The issue is that you get more points for your resources by flying your plane than by holding the resources and workers at the end of the game.  Because the current round of the game is finished, it means that some players at the start of turn order will not get to fly there plane again and may have a lot of workers stuck at the hangar.  Being sooner in turn order does not give them a big enough advantage to compensate for a lost opportunity.  Being able to build an airstrip first doesn’t help them too much because it gives other players more places to fly.

The sudden end is unacceptable and the game would be better if they did something special to end the game.  Either they could give everyone else a last turn or do some kind of special final flight to make the game really seem like its ending.  Whenever I play, I give everyone besides the player who ends the game one more turn before we score.

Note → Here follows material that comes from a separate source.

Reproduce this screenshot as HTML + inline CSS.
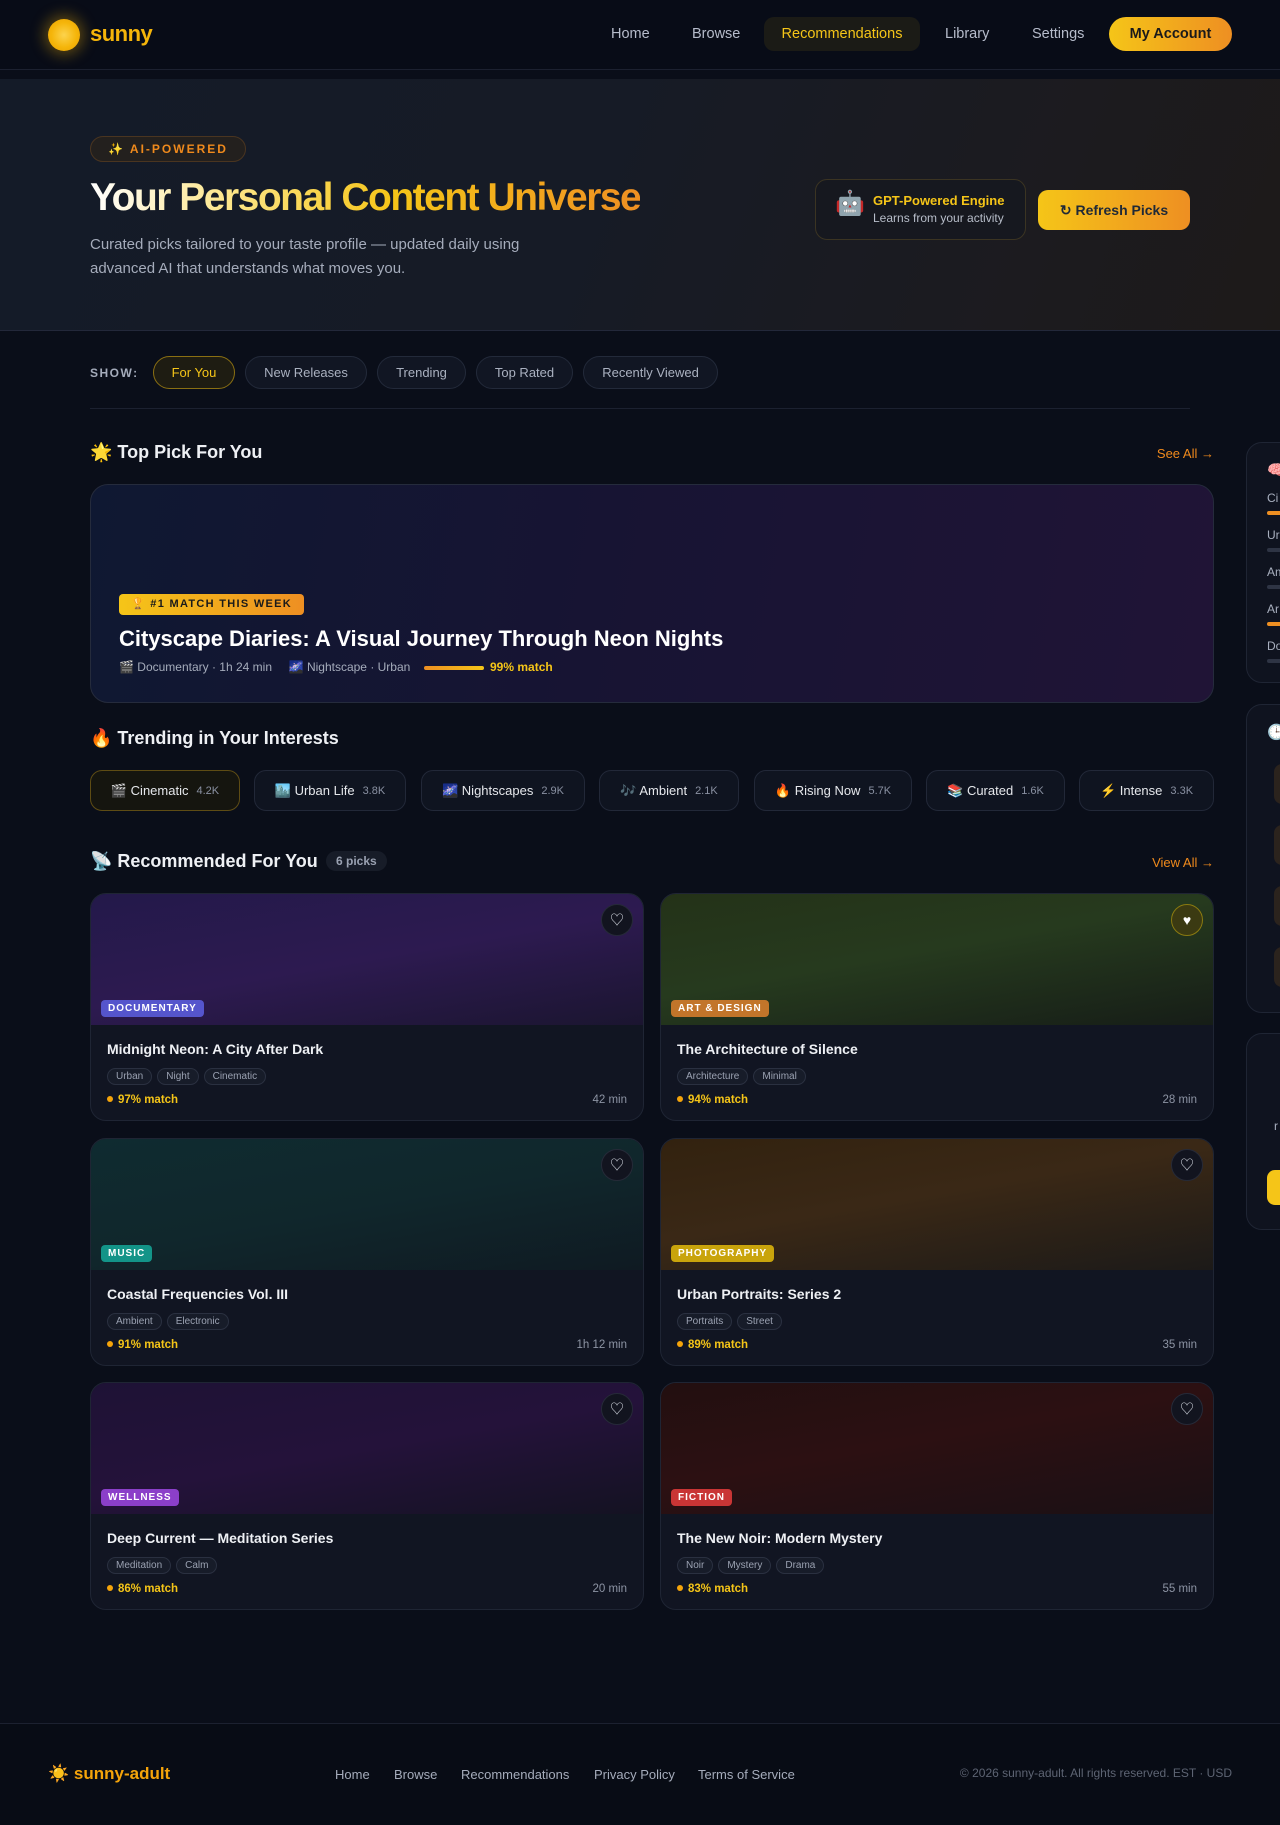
<!DOCTYPE html>
<html><head><meta charset="utf-8"><style>
*{box-sizing:border-box;margin:0;padding:0}
body{width:1280px;height:1825px;overflow:hidden;background:#0a0e19;font-family:"Liberation Sans","Noto Sans CJK SC",sans-serif;color:#e5e7eb;position:relative}
.abs{position:absolute}
.nav{left:0;top:0;width:1280px;height:70px;border-bottom:1px solid #1c2130;background:#080c17}
.logo{left:48px;top:19px;width:32px;height:32px;border-radius:50%;background:radial-gradient(circle,#fcd34d 0,#f5b50a 55%,#e9a000 100%);box-shadow:0 0 14px 4px rgba(245,181,10,.35)}
.logotxt{left:90px;top:21px;font-size:22px;font-weight:bold;color:#f5b50a;letter-spacing:-.5px}
.nl{top:17px;height:34px;line-height:34px;font-size:14.5px;color:#b6bccb;padding:0 18px;border-radius:10px}
.hero{left:0;top:79px;width:1280px;height:252px;background:linear-gradient(110deg,#141b28 0%,#161b26 45%,#1c1b1f 80%,#1d1a19 100%);border-bottom:1px solid #23283a}
.pill{border-radius:20px;border:1px solid #232a3a;background:#111623;color:#aab1c0;font-size:13px;text-align:center;height:33px;line-height:31px;top:356px}
.h2{font-size:18px;font-weight:bold;color:#eef0f4}
.link{font-size:13px;color:#f08a1c}
.chip{top:770px;height:41px;border:1px solid #222838;border-radius:12px;background:#0f1420;display:flex;align-items:center;justify-content:center;gap:8px;font-size:13px;color:#e5e7eb}
.chip small{font-size:11px;color:#8a91a2}
.card{width:554px;height:228px;border:1px solid #1f2534;border-radius:16px;background:#111522;overflow:hidden}
.img{height:131px;position:relative}
.cat{position:absolute;left:10px;bottom:8px;font-size:10px;font-weight:bold;letter-spacing:1px;color:#fff;padding:3px 7px;border-radius:4px}
.heart{position:absolute;right:10px;top:10px;width:32px;height:32px;border-radius:50%;background:#12141f;border:1px solid #262a38;color:#cfd3dc;text-align:center;line-height:30px;font-size:14px}
.body{padding:15px 16px}
.t{font-size:14px;font-weight:bold;color:#eef0f4;margin-top:1px}
.tags{margin-top:11px;display:flex;gap:5px}
.tags span{font-size:10px;color:#9ba2b2;border:1px solid #2a3040;background:#171c29;border-radius:10px;padding:2px 8px}
.meta{margin-top:9px;display:flex;justify-content:space-between;font-size:11.5px}
.m{color:#f5c518;font-weight:bold}
.m:before{content:"";display:inline-block;width:6px;height:6px;border-radius:50%;background:#f5a40a;margin-right:5px;vertical-align:1px}
.d{color:#8d94a4}
.side{left:1246px;width:300px;border:1px solid #1f2534;border-radius:16px;background:#0f131f}
.bar{height:4px;border-radius:2px;background:#2e3444;margin-top:6px;width:30px}
.sl{font-size:12px;color:#a9b0bf}
.fl{top:1767px;font-size:13px;color:#a5acbb}
</style></head><body>

<div class="abs nav"></div>
<div class="abs logo"></div>
<div class="abs logotxt">sunny</div>
<div class="abs nl" style="left:593px">Home</div>
<div class="abs nl" style="left:674px">Browse</div>
<div class="abs nl" style="left:764px;width:156px;background:#1b1b16;color:#f5c518;text-align:center;padding:0">Recommendations</div>
<div class="abs nl" style="left:927px">Library</div>
<div class="abs nl" style="left:1014px">Settings</div>
<div class="abs" style="left:1109px;top:17px;width:123px;height:34px;border-radius:17px;background:linear-gradient(90deg,#f5c518,#ee8f22);color:#1a1a1a;font-weight:bold;font-size:14.5px;text-align:center;line-height:34px">My Account</div>

<div class="abs hero"></div>
<div class="abs" style="left:90px;top:136px;width:156px;height:26px;border-radius:13px;border:1px solid #4a3520;background:#23201e;color:#f08a1c;font-size:12px;font-weight:bold;letter-spacing:2px;line-height:24px;text-align:center">✨ AI-POWERED</div>
<div class="abs" style="left:90px;top:176px;font-size:39px;font-weight:bold;letter-spacing:-1.5px;background:linear-gradient(90deg,#fff 0,#fde68a 25%,#f5c518 55%,#ee8f22 100%);-webkit-background-clip:text;color:transparent;white-space:nowrap">Your Personal Content Universe</div>
<div class="abs" style="left:90px;top:233px;width:470px;font-size:15px;line-height:24px;color:#a5acbb">Curated picks tailored to your taste profile — updated daily using advanced AI that understands what moves you.</div>
<div class="abs" style="left:815px;top:179px;width:211px;height:61px;border:1px solid #3b3422;border-radius:12px;background:#16181f"></div>
<div class="abs" style="left:835px;top:189px;font-size:24px">🤖</div>
<div class="abs" style="left:873px;top:193px;font-size:13px;font-weight:bold;color:#f5c518">GPT-Powered Engine</div>
<div class="abs" style="left:873px;top:211px;font-size:12px;color:#b7bdc9">Learns from your activity</div>
<div class="abs" style="left:1038px;top:190px;width:152px;height:40px;border-radius:10px;background:linear-gradient(90deg,#f5c518,#ee8f22);color:#1f2937;font-weight:bold;font-size:14px;text-align:center;line-height:40px">↻ Refresh Picks</div>

<div class="abs" style="left:90px;top:366px;font-size:12px;font-weight:bold;letter-spacing:1.5px;color:#a5acbb">SHOW:</div>
<div class="abs pill" style="left:153px;width:82px;border-color:#8a6f12;background:#1e1c12;color:#f5c518">For You</div>
<div class="abs pill" style="left:245px;width:122px">New Releases</div>
<div class="abs pill" style="left:377px;width:89px">Trending</div>
<div class="abs pill" style="left:476px;width:97px">Top Rated</div>
<div class="abs pill" style="left:583px;width:135px">Recently Viewed</div>
<div class="abs" style="left:90px;top:408px;width:1100px;height:1px;background:#1c2130"></div>

<div class="abs h2" style="left:90px;top:442px">🌟 Top Pick For You</div>
<div class="abs link" style="right:66px;top:446px">See All →</div>
<div class="abs" style="left:90px;top:484px;width:1124px;height:219px;border:1px solid #252b3c;border-radius:18px;background:linear-gradient(100deg,#0f1832 0%,#171433 45%,#201436 100%)"></div>
<div class="abs" style="left:119px;top:594px;width:185px;height:21px;border-radius:4px;background:linear-gradient(90deg,#f5c518,#ee8f22);color:#1a1a1a;font-size:11px;font-weight:bold;letter-spacing:1.3px;line-height:21px;text-align:center">🏆 #1 MATCH THIS WEEK</div>
<div class="abs" style="left:119px;top:626px;font-size:22px;font-weight:bold;color:#fff">Cityscape Diaries: A Visual Journey Through Neon Nights</div>
<div class="abs" style="left:119px;top:660px;font-size:12px;color:#a5acbb;white-space:nowrap">🎬 Documentary · 1h 24 min &nbsp; &nbsp; 🌌 Nightscape · Urban</div>
<div class="abs" style="left:424px;top:666px;width:60px;height:4px;border-radius:2px;background:linear-gradient(90deg,#ee8f22,#f5c518)"></div>
<div class="abs" style="left:490px;top:660px;font-size:12px;font-weight:bold;color:#f5c518">99% match</div>

<div class="abs h2" style="left:90px;top:728px">🔥 Trending in Your Interests</div>
<div class="abs chip" style="left:90px;width:150px;border-color:#5e4c14;background:#15150f">🎬 Cinematic <small>4.2K</small></div>
<div class="abs chip" style="left:254px;width:152px">🏙️ Urban Life <small>3.8K</small></div>
<div class="abs chip" style="left:421px;width:164px">🌌 Nightscapes <small>2.9K</small></div>
<div class="abs chip" style="left:599px;width:140px">🎶 Ambient <small>2.1K</small></div>
<div class="abs chip" style="left:754px;width:158px">🔥 Rising Now <small>5.7K</small></div>
<div class="abs chip" style="left:926px;width:139px">📚 Curated <small>1.6K</small></div>
<div class="abs chip" style="left:1079px;width:135px">⚡ Intense <small>3.3K</small></div>

<div class="abs h2" style="left:90px;top:851px">📡 Recommended For You</div>
<div class="abs" style="left:326px;top:851px;padding:3px 10px;border-radius:12px;background:#171c28;color:#9aa1b1;font-size:12px;font-weight:bold">6 picks</div>
<div class="abs link" style="right:66px;top:855px">View All →</div>

<div class="abs card" style="left:90px;top:893px"><div class="img" style="background:linear-gradient(170deg,#23194a 0%,#2d1a50 50%,#1b1530 100%)"><div class="heart">♡</div><div class="cat" style="background:#5555cc">DOCUMENTARY</div></div><div class="body"><div class="t">Midnight Neon: A City After Dark</div><div class="tags"><span>Urban</span><span>Night</span><span>Cinematic</span></div><div class="meta"><span class="m">97% match</span><span class="d">42 min</span></div></div></div>
<div class="abs card" style="left:660px;top:893px"><div class="img" style="background:linear-gradient(170deg,#243218 0%,#263a1e 45%,#161d17 100%)"><div class="heart" style="background:#3b3a12;border-color:#8a7a10;color:#fff">♥</div><div class="cat" style="background:#c2752a">ART &amp; DESIGN</div></div><div class="body"><div class="t">The Architecture of Silence</div><div class="tags"><span>Architecture</span><span>Minimal</span></div><div class="meta"><span class="m">94% match</span><span class="d">28 min</span></div></div></div>

<div class="abs card" style="left:90px;top:1138px"><div class="img" style="background:linear-gradient(170deg,#0f2b30 0%,#10272c 50%,#0f1a22 100%)"><div class="heart">♡</div><div class="cat" style="background:#139488">MUSIC</div></div><div class="body"><div class="t">Coastal Frequencies Vol. III</div><div class="tags"><span>Ambient</span><span>Electronic</span></div><div class="meta"><span class="m">91% match</span><span class="d">1h 12 min</span></div></div></div>
<div class="abs card" style="left:660px;top:1138px"><div class="img" style="background:linear-gradient(170deg,#32220f 0%,#3a2816 45%,#1c1a18 100%)"><div class="heart">♡</div><div class="cat" style="background:#c9a40c">PHOTOGRAPHY</div></div><div class="body"><div class="t">Urban Portraits: Series 2</div><div class="tags"><span>Portraits</span><span>Street</span></div><div class="meta"><span class="m">89% match</span><span class="d">35 min</span></div></div></div>

<div class="abs card" style="left:90px;top:1382px"><div class="img" style="background:linear-gradient(170deg,#1e1235 0%,#24123a 50%,#141222 100%)"><div class="heart">♡</div><div class="cat" style="background:#8b3fc9">WELLNESS</div></div><div class="body"><div class="t">Deep Current — Meditation Series</div><div class="tags"><span>Meditation</span><span>Calm</span></div><div class="meta"><span class="m">86% match</span><span class="d">20 min</span></div></div></div>
<div class="abs card" style="left:660px;top:1382px"><div class="img" style="background:linear-gradient(170deg,#220f10 0%,#2c1012 45%,#1a1015 100%)"><div class="heart">♡</div><div class="cat" style="background:#c93535">FICTION</div></div><div class="body"><div class="t">The New Noir: Modern Mystery</div><div class="tags"><span>Noir</span><span>Mystery</span><span>Drama</span></div><div class="meta"><span class="m">83% match</span><span class="d">55 min</span></div></div></div>

<div class="abs side" style="top:442px;height:241px;padding:18px 20px">
<div style="font-size:15px">🧠</div>
<div class="sl" style="margin-top:12px">Ci</div><div class="bar" style="background:#ee8f22"></div>
<div class="sl" style="margin-top:13px">Ur</div><div class="bar"></div>
<div class="sl" style="margin-top:13px">Am</div><div class="bar"></div>
<div class="sl" style="margin-top:13px">Ar</div><div class="bar" style="background:#ee8f22"></div>
<div class="sl" style="margin-top:13px">Do</div><div class="bar"></div>
</div>
<div class="abs side" style="top:704px;height:309px;padding:18px 20px">
<div style="font-size:15px">🕒</div>
<div class="abs" style="left:27px;top:59px;width:40px;height:40px;border-radius:8px;background:#2b231d"></div>
<div class="abs" style="left:27px;top:120px;width:40px;height:40px;border-radius:8px;background:#2b231d"></div>
<div class="abs" style="left:27px;top:181px;width:40px;height:40px;border-radius:8px;background:#2b231d"></div>
<div class="abs" style="left:27px;top:242px;width:40px;height:40px;border-radius:8px;background:#2b231d"></div>
</div>
<div class="abs side" style="top:1033px;height:197px">
<div class="abs sl" style="left:27px;top:85px">r</div>
<div class="abs" style="left:20px;top:136px;width:200px;height:35px;border-radius:8px;background:#f5c518"></div>
</div>

<div class="abs" style="left:0;top:1723px;width:1280px;height:102px;border-top:1px solid #1c2130;background:#080c15"></div>
<div class="abs" style="left:48px;top:1764px;font-size:17px;font-weight:bold;color:#f5a40a">☀️ sunny-adult</div>
<div class="abs fl" style="left:335px">Home</div>
<div class="abs fl" style="left:394px">Browse</div>
<div class="abs fl" style="left:461px">Recommendations</div>
<div class="abs fl" style="left:594px">Privacy Policy</div>
<div class="abs fl" style="left:698px">Terms of Service</div>
<div class="abs" style="right:48px;top:1766px;font-size:12px;color:#5d6473">© 2026 sunny-adult. All rights reserved. EST · USD</div>
</body></html>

The last thing I’ll touch on is the component quality.  The resource tokens are great.  The airplanes are great.  The airstrips are great.  The workers suck.  There have all these extra bits sticking out of them that easily could have been cut off before they packaged the game.  Because of that, they always are leaning when we place them on the hangar board.

The cartoony artwork works and matches the theme.  It’s apparent that a lot of effort went into designing how each tile looks like, even though the artwork on the tiles doesn’t affect the gameplay.

Overall, Wayfinders was a game that I enjoyed because it did something different and did it well in most aspects.  You can get a copy of this game online or at game stores for $20-40.  With the sudden game end and the worker component being the only real setbacks, I give Wayfinders an 8.5 out of 10 because of its amazing way to collect resources, balanced abilities when you build airstrips, and tons of replayability.